Lessons from the Fallen Mighty
By Marty Nemko
Martha Stewart, Ken Lay, Bernard Ebbers, Franklin Raines, and Winona Ryder each had enough money to last ten lifetimes, yet each risked so much just to get more money. LESSON: In assessing an action’s risk/reward ratio, don’t just estimate your likelihood of getting caught. Ask yourself, “Would winning this gamble benefit my life enough to risk the consequence of my gamble failing?” And even if your proposed gamble passes that test, don’t be like the above miscreants: please force yourself to resist unethical behavior. You may not believe me, but any lucre you’ll gain isn’t worth your screwing other people, which, in turn, invalidates your life.
Barry Bonds apparently told a girlfriend that he took steroids, information that could destroy him. Years later, she tattled and Bonds’ achievements will forever bear an asterisk of shame. LESSON: Think three times before telling someone—even someone you trust-- anything that could hurt you. COROLLARY: Be wary of sleeping with someone risky. (Michael Jackson, Kobe Bryant, and Boeing’s former star president, Harry Stonecipher, probably could benefit from that lesson.)
In yet another example of the dangers of risky sex, Scott Peterson’s affair pushed his already stressful life beyond his breaking point. Despite having an insecure job as a fertilizer salesman, Scott took on the responsibility of marriage, of having a child, and then the added stress of an affair. While most of us wouldn’t respond to that stress as Peterson did, stress does make us more likely to make bad decisions: LESSON: Keep your life simple.
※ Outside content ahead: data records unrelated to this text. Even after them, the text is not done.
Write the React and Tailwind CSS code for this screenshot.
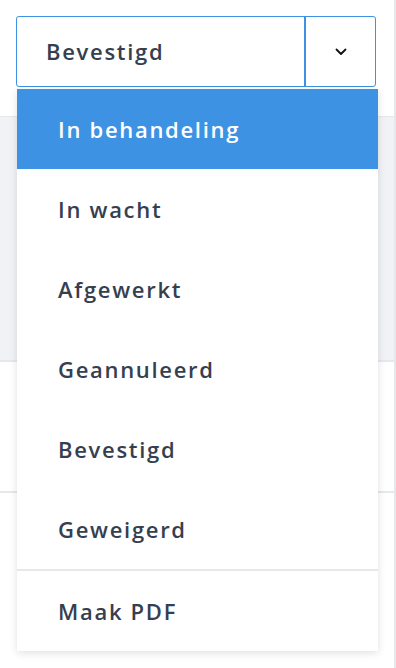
import { useState } from 'react'

const STATUSES = ['In behandeling', 'In wacht', 'Afgewerkt', 'Geannuleerd', 'Bevestigd', 'Geweigerd']

export default function App() {
  const [active, setActive] = useState('In behandeling')
  const [value] = useState('Bevestigd')

  return (
    <div
      className="relative w-[396px] h-[668px] overflow-hidden bg-white text-[#363f50]"
      style={{ fontFamily: '"Open Sans", Lato, sans-serif' }}
    >
      {/* page behind the menu */}
      <div className="flex h-full">
        <div className="flex-1 flex flex-col">
          <div className="h-[117px] border-b border-[#e6e8ec] bg-white px-4 pt-4">
            <div className="flex h-[71px] w-[360px] rounded-[3px] border border-[#3d92e3]">
              <div className="flex flex-1 items-center pl-[29px] text-[22px] font-semibold tracking-[1.7px]">{value}</div>
              <div className="flex w-[71px] items-center justify-center border-l-2 border-[#3d92e3]">
                <svg width="12" height="8" viewBox="0 0 12 8" fill="none">
                  <path d="M1.5 1.5 6 6l4.5-4.5" stroke="#111" strokeWidth="1.8" strokeLinecap="round" strokeLinejoin="round" />
                </svg>
              </div>
            </div>
          </div>
          <div className="h-[245px] border-b-2 border-[#e6e8ec] bg-[#f1f2f6]" />
          <div className="h-[131px] border-b-2 border-[#e6e8ec] bg-white" />
          <div className="flex-1 bg-white" />
        </div>
        <div className="w-[2px] bg-[#e6e8ec]" />
      </div>

      {/* status menu */}
      <div className="absolute left-[17px] top-[89px] w-[361px] bg-white shadow-[0_2px_8px_rgba(0,0,0,0.12)]">
        {STATUSES.map(s => (
          <button
            key={s}
            onClick={() => setActive(s)}
            className={`flex h-[80px] w-full items-center px-[41px] text-left text-[22px] font-semibold tracking-[1.7px] ${
              active === s ? 'bg-[#3d92e3] text-white' : 'text-[#363f50]'
            }`}
          >
            {s}
          </button>
        ))}
        <div className="border-t-2 border-[#e6e8ec]">
          <button className="flex h-[80px] w-full items-center px-[41px] text-left text-[22px] font-semibold tracking-[1.7px]">
            Maak PDF
          </button>
        </div>
      </div>
    </div>
  )
}
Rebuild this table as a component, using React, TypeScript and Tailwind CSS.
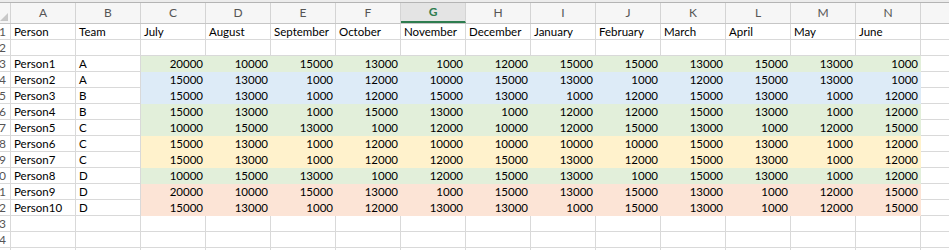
const cols = ["A", "B", "C", "D", "E", "F", "G", "H", "I", "J", "K", "L", "M", "N", ""];

const months = [
  "July", "August", "September", "October", "November", "December",
  "January", "February", "March", "April", "May", "June",
];

type Row = { name: string; team: string; fill: string; values: number[] };

const data: Row[] = [
  { name: "Person1", team: "A", fill: "bg-[#e2efda]", values: [20000, 10000, 15000, 13000, 1000, 12000, 15000, 15000, 13000, 15000, 13000, 1000] },
  { name: "Person2", team: "A", fill: "bg-[#ddebf7]", values: [15000, 13000, 1000, 12000, 10000, 15000, 13000, 1000, 12000, 15000, 13000, 1000] },
  { name: "Person3", team: "B", fill: "bg-[#ddebf7]", values: [15000, 13000, 1000, 12000, 15000, 13000, 1000, 12000, 15000, 13000, 1000, 12000] },
  { name: "Person4", team: "B", fill: "bg-[#e2efda]", values: [15000, 13000, 1000, 15000, 13000, 1000, 12000, 12000, 15000, 13000, 1000, 12000] },
  { name: "Person5", team: "C", fill: "bg-[#e2efda]", values: [10000, 15000, 13000, 1000, 12000, 10000, 12000, 15000, 13000, 1000, 12000, 15000] },
  { name: "Person6", team: "C", fill: "bg-[#fff2cc]", values: [15000, 13000, 1000, 12000, 10000, 10000, 10000, 10000, 15000, 13000, 1000, 12000] },
  { name: "Person7", team: "C", fill: "bg-[#fff2cc]", values: [15000, 13000, 1000, 12000, 12000, 15000, 13000, 12000, 15000, 13000, 1000, 12000] },
  { name: "Person8", team: "D", fill: "bg-[#e2efda]", values: [10000, 15000, 13000, 1000, 12000, 15000, 13000, 1000, 15000, 13000, 1000, 12000] },
  { name: "Person9", team: "D", fill: "bg-[#fce4d6]", values: [20000, 10000, 15000, 13000, 1000, 15000, 13000, 15000, 13000, 1000, 12000, 15000] },
  { name: "Person10", team: "D", fill: "bg-[#fce4d6]", values: [15000, 13000, 1000, 12000, 13000, 13000, 1000, 15000, 13000, 1000, 12000, 15000] },
];

const grid = "grid grid-cols-[11px_repeat(14,65px)_65px]";
const cell = "h-4 border-r border-b border-[#d9d9d9] px-[3px] leading-4 overflow-hidden whitespace-nowrap";

function RowHead({ n }: { n: number }) {
  return (
    <div className="h-4 overflow-hidden border-r border-b border-[#d9d9d9] flex justify-end pr-[4px] text-[12px] leading-4 text-[#555]">
      {n}
    </div>
  );
}

function EmptyRow({ n }: { n: number }) {
  return (
    <div className={grid}>
      <RowHead n={n} />
      {cols.map((c, i) => (
        <div key={i} className={cell} />
      ))}
    </div>
  );
}

export default function App() {
  return (
    <div className="w-[949px] h-[250px] overflow-hidden bg-white font-['Lato',sans-serif] text-[11.5px] text-black">
      <div className="h-[2px] bg-[#ececec]" />
      <div className="h-px bg-[#b4b4b4]" />
      {/* column letters */}
      <div className={`${grid} h-[21px] bg-[#f6f6f6] border-b border-[#c6c6c6]`}>
        <div className="relative border-r border-[#d4d4d4]">
          <div className="absolute left-0 bottom-[2px] w-0 h-0 border-l-[8px] border-l-transparent border-b-[8px] border-b-[#c8c8c8]" />
        </div>
        {cols.map((c, i) =>
          c === "G" ? (
            <div key={i} className="flex items-center justify-center border-r border-[#d4d4d4] bg-[#e4e4e4] border-b-2 border-b-[#2e7d4f] text-[12px] font-bold text-[#2e7d4f]">
              {c}
            </div>
          ) : (
            <div key={i} className="flex items-center justify-center border-r border-[#d4d4d4] text-[12px] text-[#555]">
              {c}
            </div>
          )
        )}
      </div>
      {/* row 1 headers */}
      <div className={grid}>
        <RowHead n={1} />
        <div className={cell}>Person</div>
        <div className={cell}>Team</div>
        {months.map((m) => (
          <div key={m} className={cell}>{m}</div>
        ))}
        <div className={cell} />
      </div>
      <EmptyRow n={2} />
      {data.map((r, i) => (
        <div key={r.name} className={grid}>
          <RowHead n={i + 3} />
          <div className={cell}>{r.name}</div>
          <div className={cell}>{r.team}</div>
          {r.values.map((v, j) => (
            <div key={j} className={`h-4 px-[3px] text-right leading-4 ${r.fill}`}>{v}</div>
          ))}
          <div className={cell} />
        </div>
      ))}
      <EmptyRow n={13} />
      <EmptyRow n={14} />
      <EmptyRow n={15} />
    </div>
  );
}
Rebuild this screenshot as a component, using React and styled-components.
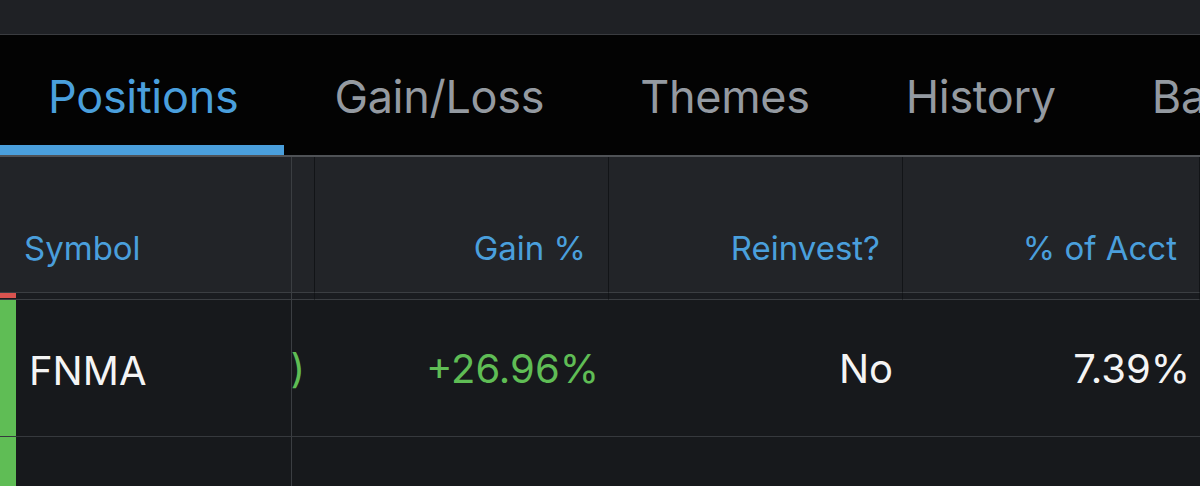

Whether or not Michael Jackson is found guilty of a crime, he certainly abdicated his responsibility to children—to not endanger their well-being. LESSON: In making or delivering a product or service to children, please remember that they are vulnerable. Create only products or services you’d deem worthy of your own kids. Do you really want to work for a company that makes sugary cereals? Idiotic cartoons? Overpriced sneakers? If you work directly with children, treat them as you would want to have been treated when you were a child.
House Majority Leader Tom DeLay took a trip paid for by a lobbying organization. But especially because he’s known for his authoritarian rule and leads a political party that the media dislikes, DeLay should have anticipated he’d be judged by a double standard. His Democrat counterpart, Nancy Pelosi, also got a free trip from the same lobbying organization but she’s well liked and so suffers far less reprisals. LESSON: The more controversial you are, the more cautious you must be.
Terri Schiavo’s parents, John and Mary Schindler, despite turndowns from 22 courts, proceeded to court #23, only to be turned down yet again, costing them and their supporters a fortune and hubristically wasting huge amounts of precious court time and in turn, taxpayer dollars. LESSON: When you have a bad case, give it up.
Although Osama Bin Laden has been reduced to living in a cave, his 9/11 “success” offers us a lesson that’s sad but true. The successful bombing has helped Al Qaeda to recruit many more terrorists and raise lots of money. It also, ironically, has dramatically increased Islam’s positive media coverage. LESSON: Violence works. Lest you recoil at that, may I remind you that violence gave the US independence from the British, the Watts riots brought massive new social programs to the inner city, the Intifada is forcing Israel to give the Palestinians a state, and Islamic terrorists’ kidnapping an Italian reporter resulted in Italy pulling all its forces from Iraq. Alas, violence does work and ever more perpetrators know it. So, employers and employees must be ever more prepared for violence: whether from employees, school shooters, terrorists, or activist groups such as People for the Ethical Treatment of Animals (PETA), whose spokesman, Bruce Frerdrich, at a national animal rights convention said, “'I think it would be a great thing if, you know, all these fast food outlets and these slaughterhouses and these laboratories and the banks that fund them exploded tomorrow.'"
Most experts believed OJ Simpson killed his
wife, yet he got off. LESSONS: Make your case before a sympathetic
audience, and importantly, hire the best.